For the time being, Obama and his aides have declined to comment on the complaint. Asked about the matter at a photo op Tuesday afternoon, Obama said he was "saddened and sobered" by the news but that he had not been in contact with Blagojevich and was "not aware of what was happening." But in the coming days and weeks, the campaign will have to address whether Blagojevich or any of his representatives actually talked to an Obama adviser or emissary on the matter. The transition team will also, undoubtedly, try to distance Obama from a man whom he helped elect in 2002 and supported for re-election in 2006, as well as from a brand of corrupt Chicago politics that John McCain tried unsuccessfully to link to him during the presidential campaign.
Blagojevich appears to have started thinking about approaching the President-elect's transition team almost immediately after the election, according to the FBI complaint unsealed Tuesday in Chicago, which is based on wiretapped conversations.
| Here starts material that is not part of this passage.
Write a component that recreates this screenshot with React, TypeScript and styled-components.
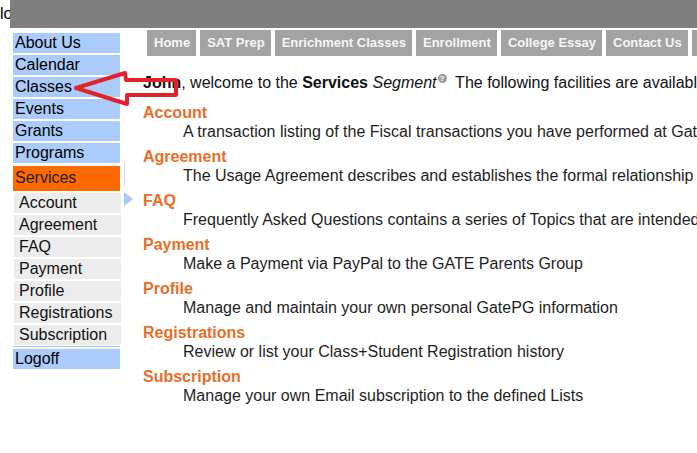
import React from 'react';
import styled, { createGlobalStyle } from 'styled-components';

const mainLinks = ['About Us', 'Calendar', 'Classes', 'Events', 'Grants', 'Programs'];
const subLinks = ['Account', 'Agreement', 'FAQ', 'Payment', 'Profile', 'Registrations', 'Subscription'];
const tabs = ['Home', 'SAT Prep', 'Enrichment Classes', 'Enrollment', 'College Essay', 'Contact Us', 'Log'];

const sections = [
  { title: 'Account', text: 'A transaction listing of the Fiscal transactions you have performed at GatePG' },
  { title: 'Agreement', text: 'The Usage Agreement describes and establishes the formal relationship between' },
  { title: 'FAQ', text: 'Frequently Asked Questions contains a series of Topics that are intended to help' },
  { title: 'Payment', text: 'Make a Payment via PayPal to the GATE Parents Group' },
  { title: 'Profile', text: 'Manage and maintain your own personal GatePG information' },
  { title: 'Registrations', text: 'Review or list your Class+Student Registration history' },
  { title: 'Subscription', text: 'Manage your own Email subscription to the defined Lists' },
];

const App: React.FC = () => {
  return (
    <Page>
      <GlobalStyle />
      <Header>
        <LogoCell>logo</LogoCell>
        <GrayBar />
      </Header>
      <Body>
        <Sidebar>
          {mainLinks.map((l) => (
            <NavItem key={l}>{l}</NavItem>
          ))}
          <ActiveItem>Services</ActiveItem>
          {subLinks.map((l) => (
            <SubItem key={l}>{l}</SubItem>
          ))}
          <Divider />
          <NavItem>Logoff</NavItem>
        </Sidebar>
        <Gutter>
          <GutterLine />
          <Pointer />
        </Gutter>
        <Main>
          <Tabs>
            {tabs.map((t) => (
              <Tab key={t}>{t}</Tab>
            ))}
          </Tabs>
          <Welcome>
            <b>John</b>, welcome to the <b>Services</b> <i>Segment</i>
            <Help>?</Help>&nbsp; The following facilities are available to you:
          </Welcome>
          <SectionList>
            {sections.map((s) => (
              <Section key={s.title}>
                <SectionTitle>{s.title}</SectionTitle>
                <SectionText>{s.text}</SectionText>
              </Section>
            ))}
          </SectionList>
        </Main>
      </Body>
      <Arrow width="110" height="40" viewBox="0 0 110 40">
        <polygon
          points="3,18 52,3 53,10 103,10 103,25 54,25 54,34"
          fill="none"
          stroke="#e0232b"
          strokeWidth="4"
          strokeLinejoin="round"
        />
      </Arrow>
    </Page>
  );
};

const GlobalStyle = createGlobalStyle`
  html, body {
    margin: 0;
    padding: 0;
    background: #fff;
    overflow: hidden;
  }
  body {
    font-family: "Liberation Sans", Arial, sans-serif;
  }
`;

const Page = styled.div`
  position: relative;
  width: 697px;
  height: 453px;
  overflow: hidden;
`;

const Header = styled.div`
  display: flex;
  height: 28px;
`;

const LogoCell = styled.div`
  width: 10px;
  overflow: hidden;
  font-size: 16px;
  line-height: 16px;
  padding-top: 6px;
  color: #000;
  white-space: nowrap;
`;

const GrayBar = styled.div`
  flex: 1;
  background: #7f7f7f;
`;

const Body = styled.div`
  display: grid;
  grid-template-columns: 13px 107px 20px 1fr;
  margin-top: 2px;
`;

const Sidebar = styled.nav`
  grid-column: 2;
  display: flex;
  flex-direction: column;
  gap: 2px;
  padding-top: 3px;
`;

const NavItem = styled.div`
  height: 20px;
  line-height: 20px;
  padding-left: 2px;
  font-size: 16px;
  color: #000;
  background: #abcbfa;
`;

const ActiveItem = styled(NavItem)`
  height: 25px;
  line-height: 23px;
  margin-top: 1px;
  background: #ff6a00;
  color: #1e1e1e;
`;

const SubItem = styled.div`
  height: 20px;
  line-height: 20px;
  margin-left: 1px;
  margin-right: -1px;
  padding-left: 5px;
  font-size: 16px;
  color: #111;
  background: #ececec;
`;

const Divider = styled.div`
  height: 1px;
  margin: -1px 0 0;
  background: #abcbfa;
`;

const Gutter = styled.div`
  display: flex;
  flex-direction: column;
  align-items: flex-start;
  padding-top: 133px;
  padding-left: 4px;
`;

const GutterLine = styled.div`
  width: 1px;
  height: 22px;
  background: #c9dcf6;
`;

const Pointer = styled.div`
  margin-top: 7px;
  width: 0;
  height: 0;
  border-top: 7px solid transparent;
  border-bottom: 7px solid transparent;
  border-left: 9px solid #a9c6f4;
`;

const Main = styled.main`
  min-width: 0;
  overflow: hidden;
  white-space: nowrap;
  padding-left: 3px;
`;

const Tabs = styled.div`
  display: flex;
  gap: 4px;
  padding-left: 4px;
`;

const Tab = styled.div`
  flex-shrink: 0;
  height: 26px;
  line-height: 26px;
  padding: 0 6px 0 7px;
  background: #a3a3a3;
  color: #f6f6f6;
  font-size: 13px;
  font-weight: bold;
`;

const Welcome = styled.div`
  margin-top: 18px;
  font-size: 16px;
  line-height: 18px;
  color: #111;
`;

const Help = styled.span`
  display: inline-block;
  width: 9px;
  height: 9px;
  border-radius: 50%;
  background: #9a9a9a;
  color: #fff;
  font-size: 8px;
  line-height: 9px;
  text-align: center;
  font-weight: bold;
  vertical-align: 7px;
  margin-left: 1px;
`;

const SectionList = styled.div`
  margin-top: 11px;
  display: flex;
  flex-direction: column;
  gap: 6px;
`;

const Section = styled.div``;

const SectionTitle = styled.div`
  font-size: 16px;
  line-height: 19px;
  font-weight: bold;
  color: #e86e28;
`;

const SectionText = styled.div`
  font-size: 16px;
  line-height: 19px;
  color: #1e1e1e;
  padding-left: 40px;
`;

const Arrow = styled.svg`
  position: absolute;
  left: 73px;
  top: 70px;
`;

export default App;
In a discussion with his deputy governor on Nov. 5, Blagojevich talked about getting an ambassadorship or a Cabinet position (like Secretary of Health and Human Services) in exchange for the Senate seat. The same day he said, "I've got this thing, and it's f______ golden and, uh, uh, I'm just not giving it up for f______ nothing. I'm not gonna do it."
Things don't appear to have gone well in the following days, however. On Nov. 10, Blagojevich allegedly held a conference call with his wife, close aides and a handful of Washington-based advisers in which he complained that the advisers were telling him he had to "suck it up" and give this "motherf_____ [Obama] his Senator. F___ him. For nothing? F___ him." At this point in the complaint, it's not clear whether Blagojevich, his advisers or any other representatives had actually approached the Obama transition team. Over the next two days, however, Blagojevich stepped up his efforts. On Nov. 11, Blagojevich told his chief of staff and fellow defendant in the complaint, John Harris, that he knew Obama wanted someone identified in the complaint only as "Senate Candidate 1" for the Senate seat. But, Blagojevich said, "they're not willing to give me anything except appreciation. F___ them." (See the top 10 unfortunate political one-liners.)
That did not deter the governor, apparently. The same day, Blagojevich suggested starting a nonprofit lobbying organization, known as a 501(c)(4), which he could eventually work for, and proposed getting Obama's friend "Warren Buffett or some of those guys to help us on something like that." In a separate conversation on the same day, he suggested that Obama and his associates "can get Warren Buffett and others to put $10, $12 or $15 million into the organization" and then suggested that he could retire from the governorship to go over to the organization. (See the top 10 scandals of 2008.)
Blagojevich then tried to use a union official as an intermediary to the Obama transition and "Senate Candidate 1." On Nov. 12, Blagojevich discussed the open Senate seat with an official from the Service Employees International Union (SEIU). During the conversation, Blagojevich said he understood that the SEIU official was an "emissary to discuss Senate Candidate 1's interest" in the seat, according to the complaint. Blagojevich said he would be interested in the 501(c)(4) arrangement, and the SEIU official agreed to "put that flag up and see where it goes." Late Tuesday, an SEIU spokesperson said in a statement that "we have no reason to believe that SEIU or any SEIU official was involved in any wrongdoing," though the organization wouldn't discuss any specifics of the allegations.
The following day, Blagojevich attempted yet another contact with the Obama transition team in hopes of floating the 501(c)(4) idea. He said he wanted to tell an unidentified adviser to the President-elect that he wanted money to be raised for the nonprofit. The same day, he said in a phone conversation that mentioning the nonprofit to the President-elect's adviser would be an unspoken way of raising the question of Senate Candidate 1, among others. In the same conversation, Blagojevich suggested using an unidentified individual as an intermediary to the President-elect's adviser.
As Illinois reels from the lurid revelations about its governor, the state's politicians are scrambling to figure out what to do about Obama's replacement in the Senate. Despite all the damning charges, Blagojevich still currently has the power to appoint that person. Unless he steps down or he is impeached or convicted, the state constitution gives him, and him alone, that authority. It's possible that the Senate could refuse to seat a Blagojevich appointment, but no one wants to let it go that far. By late Tuesday, it seemed likely that the state legislature would convene a special session to pass an emergency law setting up a special election for the open seat.